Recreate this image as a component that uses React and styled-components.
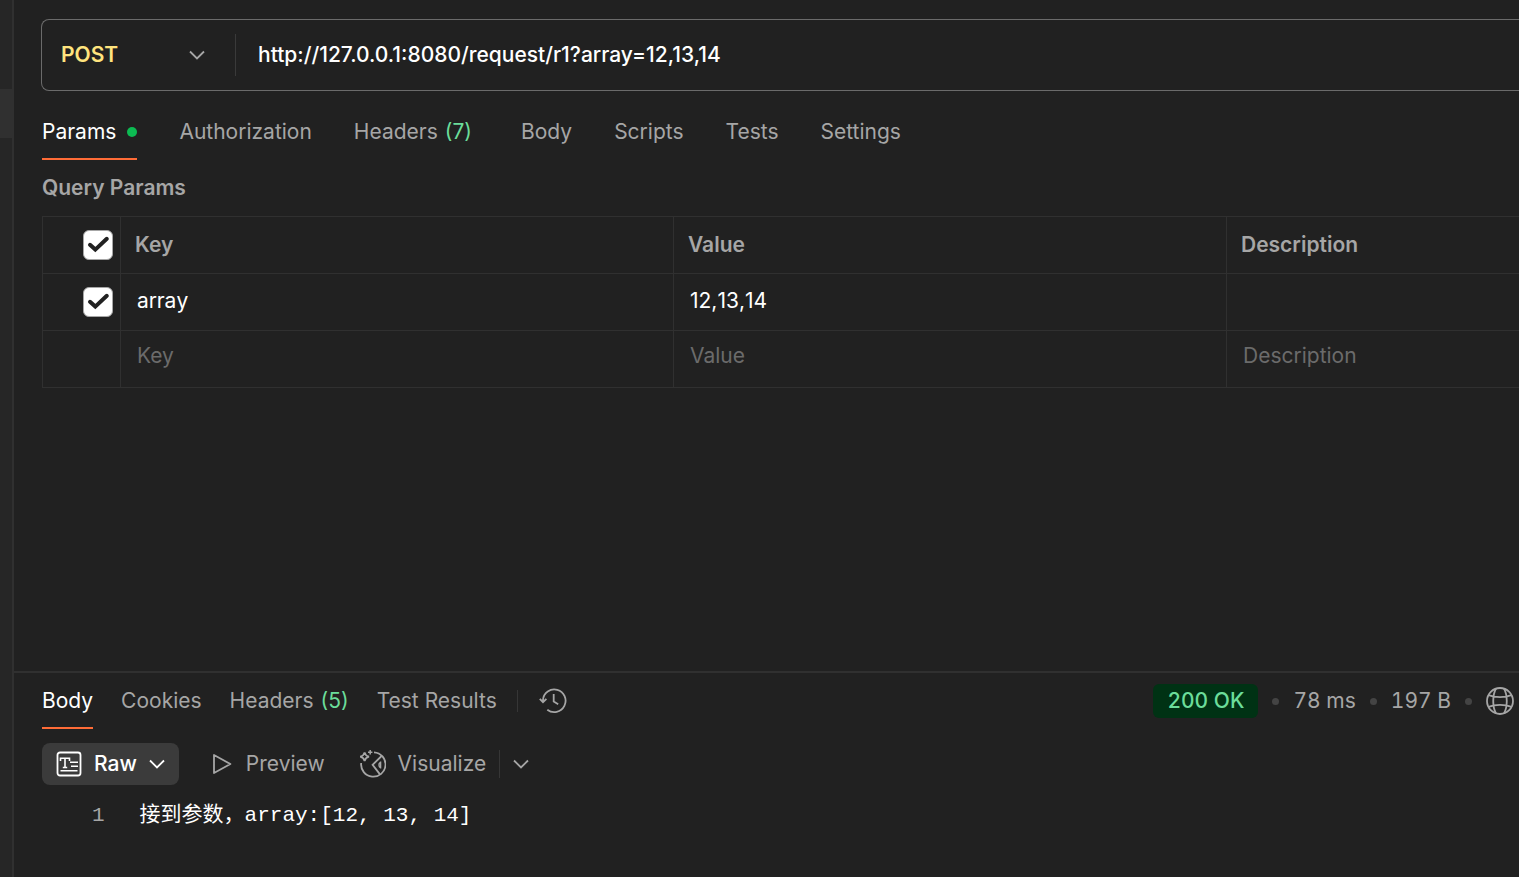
import React, { useState } from 'react';
import styled, { createGlobalStyle } from 'styled-components';

const c = {
  bg: '#212121',
  side: '#262626',
  sideActive: '#303030',
  line: '#303030',
  text: '#ffffff',
  muted: '#a6a6a6',
  faint: '#6b6b6b',
  green: '#6bdd9a',
  orange: '#ff6c37',
};

const GlobalStyle = createGlobalStyle`
  *, *::before, *::after { box-sizing: border-box; }
  body { margin: 0; background: ${c.bg}; color: ${c.text}; font-family: Inter, "Noto Sans CJK SC", sans-serif; font-size: 21px; line-height: 28px; }
  button, input, select { font: inherit; color: inherit; }
`;

const Page = styled.div`
  display: flex;
  min-height: 100vh;
  overflow: hidden;
`;

const Rail = styled.aside`
  flex: none;
  width: 14px;
  padding-top: 89px;
  background: ${c.side};
  border-right: 2px solid ${c.line};
`;

const RailItem = styled.div`
  height: 49px;
  background: ${c.sideActive};
`;

const Main = styled.main`
  flex: 1;
  min-width: 0;
  display: flex;
  flex-direction: column;
`;

const Request = styled.section`
  flex: 1;
  padding: 19px 0 0 28px;
`;

const UrlBar = styled.div`
  display: flex;
  align-items: center;
  height: 72px;
  margin-left: -1px;
  border: 1px solid #6b6b6b;
  border-right: 0;
  border-radius: 8px 0 0 8px;
`;

const MethodBox = styled.label`
  display: grid;
  flex: none;
  width: 194px;
  height: 42px;
  align-items: center;
  border-right: 1px solid #3a3a3a;
  & > * { grid-area: 1 / 1; }
  & > svg { justify-self: end; margin-right: 30px; pointer-events: none; }
`;

const MethodSelect = styled.select`
  appearance: none;
  width: 100%;
  height: 40px;
  padding: 0 0 0 19px;
  border: 0;
  outline: 0;
  background: transparent;
  color: #ffe47e;
  font-weight: 600;
`;

const UrlInput = styled.input`
  flex: 1;
  min-width: 0;
  height: 40px;
  padding: 0 0 1px 22px;
  border: 0;
  outline: 0;
  background: transparent;
  font-weight: 450;
`;

const Tabs = styled.nav`
  display: flex;
  align-items: stretch;
  gap: ${(p) => p.$gap}px;
`;

const Tab = styled.button`
  display: flex;
  align-items: center;
  gap: 7px;
  height: ${(p) => p.$height}px;
  padding: 0;
  border: 0;
  border-bottom: 2px solid ${(p) => (p.$active ? c.orange : 'transparent')};
  background: none;
  color: ${(p) => (p.$active ? c.text : c.muted)};
  white-space: nowrap;
  cursor: pointer;
`;

const RequestTabs = styled(Tabs)`
  margin-top: 14px;
`;

const ResponseTabs = styled(Tabs)`
  ${Tab} { padding-top: 2px; }
`;

const Count = styled.span`
  color: ${c.green};
`;

const ActiveDot = styled.span`
  width: 10px;
  height: 10px;
  margin-left: 4px;
  border-radius: 50%;
  background: #0cbb52;
`;

const Heading = styled.h2`
  margin: 14px 0;
  font-size: 21px;
  line-height: 28px;
  font-weight: 600;
  color: ${c.muted};
`;

const ParamTable = styled.table`
  width: 100%;
  table-layout: fixed;
  border-collapse: collapse;
  th, td { height: 57px; padding: 0; border: 1px solid ${c.line}; }
  tr > :last-child { border-right: 0; }
`;

const CheckCol = styled.col`
  width: 78px;
`;

const TextCol = styled.col`
  width: 553px;
`;

const HeadCell = styled.th`
  && { padding-left: 14px; }
  text-align: left;
  font-weight: 600;
  color: ${c.muted};
`;

const CellInput = styled.input`
  display: block;
  width: 100%;
  height: 56px;
  padding: 0 0 4px 16px;
  border: 0;
  outline: 0;
  background: transparent;
  font-kerning: none;
  &::placeholder { color: ${c.faint}; opacity: 1; }
`;

const EmptyInput = styled(CellInput)`
  padding-bottom: 8px;
  font-kerning: auto;
`;

const CheckLabel = styled.label`
  display: grid;
  width: 30px;
  margin-left: 40px;
  & > * { grid-area: 1 / 1; }
  & > svg { pointer-events: none; opacity: 0; }
  & > input:checked + svg { opacity: 1; }
`;

const CheckInput = styled.input`
  appearance: none;
  width: 30px;
  height: 30px;
  margin: 0;
  border: 1px solid #a6a6a6;
  border-radius: 6px;
  &:checked { background: #fff; }
`;

const Response = styled.section`
  height: 206px;
  padding-left: 28px;
  border-top: 2px solid ${c.line};
`;

const ResponseBar = styled.div`
  display: flex;
  align-items: stretch;
  justify-content: space-between;
  height: 56px;
`;

const BarGroup = styled.div`
  display: flex;
  align-items: center;
`;

const Divider = styled.span`
  width: 1px;
  height: ${(p) => p.$height}px;
  margin: 0 ${(p) => p.$after}px 0 ${(p) => p.$before}px;
  background: #363636;
`;

const IconButton = styled.button`
  display: flex;
  align-items: center;
  padding: 0;
  border: 0;
  background: none;
  color: ${c.muted};
  cursor: pointer;
`;

const Status = styled(BarGroup)`
  gap: 14px;
  padding-right: 5px;
  color: ${c.muted};
  font-variant-numeric: tabular-nums;
`;

const StatusBadge = styled.span`
  height: 34px;
  padding: 0 14px;
  border-radius: 6px;
  background: #003214;
  color: ${c.green};
  line-height: 34px;
  font-weight: 500;
`;

const Separator = styled.span`
  width: 7px;
  height: 7px;
  border-radius: 50%;
  background: #444;
`;

const ViewBar = styled.div`
  display: flex;
  align-items: center;
  height: 42px;
  margin-top: 14px;
`;

const ViewButton = styled.button`
  display: flex;
  align-items: center;
  gap: ${(p) => p.$gap}px;
  height: 42px;
  padding: 0 ${(p) => p.$pad}px;
  border: 0;
  border-radius: 8px;
  background: ${(p) => (p.$active ? '#3b3b3b' : 'none')};
  color: ${(p) => (p.$active ? c.text : c.muted)};
  font-weight: ${(p) => (p.$active ? 500 : 400)};
  cursor: pointer;
`;

const Code = styled.pre`
  display: flex;
  gap: 35px;
  margin: 17px 0 0;
  padding-left: 50px;
  font-family: "Liberation Mono", "Noto Sans CJK SC", monospace;
  font-size: 21px;
  line-height: 28px;
`;

const LineNumber = styled.span`
  color: ${c.muted};
`;

const CodeText = styled.code`
  font-family: inherit;
`;

const Svg = ({ w = 28, h = 28, children, ...rest }) => (
  <svg width={w} height={h} viewBox={`0 0 ${w} ${h}`} fill="none" stroke="currentColor" strokeWidth="1.8" aria-hidden="true" {...rest}>
    {children}
  </svg>
);

const Chevron = ({ color }) => (
  <Svg w={16} h={10} color={color}>
    <path d="M1 1.5 8 8.5 15 1.5" />
  </Svg>
);

const HistoryIcon = () => (
  <Svg>
    <path d="M4 14.5V13a11.3 11.3 0 1 1 4.3 9.7" />
    <path d="M.8 11.8 4 15.2 7.4 11.8M14.7 7v7.6l4.5 2.6" />
  </Svg>
);

const GlobeIcon = () => (
  <Svg>
    <circle cx="14" cy="14" r="13" />
    <path d="M10 1.6C6.3 8 6.3 20 10 26.4M18 1.6C21.7 8 21.7 20 18 26.4M2.6 8.2C9 10.8 19 10.8 25.4 8.2M2.6 19.8C9 17.2 19 17.2 25.4 19.8" />
  </Svg>
);

const RawIcon = () => (
  <Svg w={26} h={26}>
    <rect x="1.5" y="1.5" width="23" height="23" rx="2.5" />
    <path d="M4.5 10V7.2h9V10M9 7.2v9.3M6.8 16.5h4.4M14 11.3h8M15 15.2h7M4.5 19.8h17" strokeWidth="1.6" />
  </Svg>
);

const PlayIcon = () => (
  <Svg w={20} h={22}>
    <path d="M2 2v18L18.4 11Z" strokeLinejoin="round" />
  </Svg>
);

const VisualizeIcon = () => (
  <Svg>
    <path d="M16 2.3A12.2 12.2 0 1 1 3.2 13" />
    <path d="M23.6 6 14.6 14.8 22 24.4" />
    <path d="M22.6 11.6v6.8M22.6 12c-2.2 1.4-2.2 4.4 0 6" strokeWidth="1.4" />
    <path d="M6.6 2.4Q7.4 5.9 11 6.7 7.4 7.5 6.6 11 5.8 7.5 2.2 6.7 5.8 5.9 6.6 2.4Z" strokeWidth="1.8" />
    <path d="M12.2 0v4.4M10 2.2h4.4" strokeWidth="1.5" />
  </Svg>
);

const Checkbox = ({ label }) => (
  <CheckLabel>
    <CheckInput type="checkbox" defaultChecked aria-label={label} />
    <Svg w={30} h={30} color="#212121" strokeWidth="4">
      <path d="M7 14.8 12.3 19.6 23.8 8.8" strokeLinecap="round" />
    </Svg>
  </CheckLabel>
);

export default function App() {
  const [url, setUrl] = useState('http://127.0.0.1:8080/request/r1?array=12,13,14');
  return (
    <>
      <GlobalStyle />
      <Page>
        <Rail>
          <RailItem />
        </Rail>
        <Main>
          <Request>
            <UrlBar>
              <MethodBox>
                <MethodSelect aria-label="Method" defaultValue="POST">
                  <option>POST</option>
                </MethodSelect>
                <Chevron color={c.muted} />
              </MethodBox>
              <UrlInput aria-label="Request URL" value={url} onChange={(e) => setUrl(e.target.value)} />
            </UrlBar>
            <RequestTabs $gap={42}>
              <Tab $height={55} $active>
                Params <ActiveDot />
              </Tab>
              <Tab $height={55}>Authorization</Tab>
              <Tab $height={55}>
                Headers <Count>(7)</Count>
                <span />
              </Tab>
              <Tab $height={55}>Body</Tab>
              <Tab $height={55}>Scripts</Tab>
              <Tab $height={55}>Tests</Tab>
              <Tab $height={55}>Settings</Tab>
            </RequestTabs>
            <Heading>Query Params</Heading>
            <ParamTable>
              <colgroup>
                <CheckCol />
                <TextCol />
                <TextCol />
                <col />
              </colgroup>
              <thead>
                <tr>
                  <td><Checkbox label="Select all" /></td>
                  <HeadCell>Key</HeadCell>
                  <HeadCell>Value</HeadCell>
                  <HeadCell>Description</HeadCell>
                </tr>
              </thead>
              <tbody>
                <tr>
                  <td><Checkbox label="Use array" /></td>
                  <td><CellInput aria-label="Key" defaultValue="array" /></td>
                  <td><CellInput aria-label="Value" defaultValue="12,13,14" /></td>
                  <td><CellInput aria-label="Description" /></td>
                </tr>
                <tr>
                  <td />
                  <td><EmptyInput aria-label="New key" placeholder="Key" /></td>
                  <td><EmptyInput aria-label="New value" placeholder="Value" /></td>
                  <td><EmptyInput aria-label="New description" placeholder="Description" /></td>
                </tr>
              </tbody>
            </ParamTable>
          </Request>
          <Response>
            <ResponseBar>
              <BarGroup>
                <ResponseTabs $gap={28}>
                  <Tab $height={56} $active>Body</Tab>
                  <Tab $height={56}>Cookies</Tab>
                  <Tab $height={56}>
                    Headers <Count>(5)</Count>
                  </Tab>
                  <Tab $height={56}>Test Results</Tab>
                </ResponseTabs>
                <Divider $height={22} $before={20} $after={21} />
                <IconButton aria-label="History"><HistoryIcon /></IconButton>
              </BarGroup>
              <Status>
                <StatusBadge>200 OK</StatusBadge>
                <Separator />
                <span>78 ms</span>
                <Separator />
                <span>197 B</span>
                <Separator />
                <IconButton aria-label="Network"><GlobeIcon /></IconButton>
              </Status>
            </ResponseBar>
            <ViewBar>
              <ViewButton $pad={14} $gap={12} $active>
                <RawIcon />
                Raw
                <Chevron />
              </ViewButton>
              <ViewButton $pad={33} $gap={14}>
                <PlayIcon />
                Preview
              </ViewButton>
              <ViewButton $pad={0} $gap={12}>
                <VisualizeIcon />
                Visualize
              </ViewButton>
              <Divider $height={28} $before={13} $after={13} />
              <IconButton aria-label="More views"><Chevron /></IconButton>
            </ViewBar>
            <Code>
              <LineNumber>1</LineNumber>
              <CodeText>接到参数，array:[12, 13, 14]</CodeText>
            </Code>
          </Response>
        </Main>
      </Page>
    </>
  );
}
####################
**WHAT YOU SHOULD DO**
Find all the lines containing "components" in the material, then copy them.

**TASK RESPONSE**
Recreate this image as a component that uses React and styled-components.
import styled, { createGlobalStyle } from 'styled-components';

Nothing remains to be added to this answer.